A number of efforts are under way to address radio-frequency identification privacy concerns through technology.

Today, the biggest technical deterrent to widespread product-tracking, even if chips were to be placed on individual items, is distance. Tag readers aren't very powerful or accurate at more than a few feet. But most technologists expect that to quickly improve.

One possible tool would kill the RFID tags at checkout, such as one the retailer Metro Group has at its Extra Future Store in Rheinberg, Germany. Metro execs aren't sure how popular the tool will be, however, since some customers might want to keep tags active if information on them is needed for warranties or if they want to track expiration dates on food. Critics point out that waiting in line at a kill-tag station eats up the time-saving benefit RFID is supposed to deliver.
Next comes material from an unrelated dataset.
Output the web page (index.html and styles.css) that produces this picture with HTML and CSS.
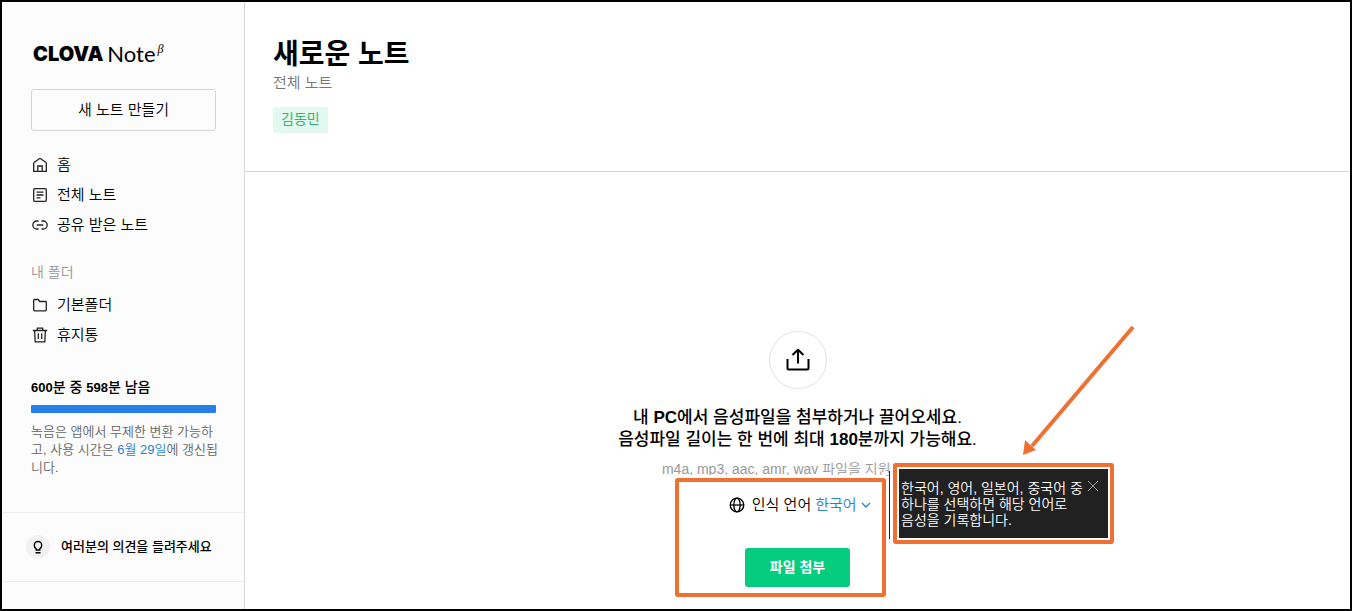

Intel researcher Kenneth Fishkin co-authored a paper on enhancing RFID privacy via antenna energy analysis for MIT's RFID Privacy Workshop in November. The idea is that tags could be engineered to measure the proximity of a reading device by its energy output. Distance in this case would go toward establishing trust. Less-trusted inquires might be answered with less information.

Ari Juels at RSA Laboratories says his company plans a prototype soon of an RFID-blocker tag, which would prevent other nearby tags from being read. Another possibility under consideration is the use of pseudonyms. Eavesdroppers would thereby see RFID tags as having multiple identities. Critics note that this places the burden on the customer and could even be banned by some stores.

Michelle Dennedy, Sun Microsystems' chief privacy officer, points to her company's recent acquisition of Waveset Technologies and the role identity-management technology will have on RFID applications. Among them: deprovisioning or disabling a radio tag based on certain criteria such as an expiration date or upon checkout.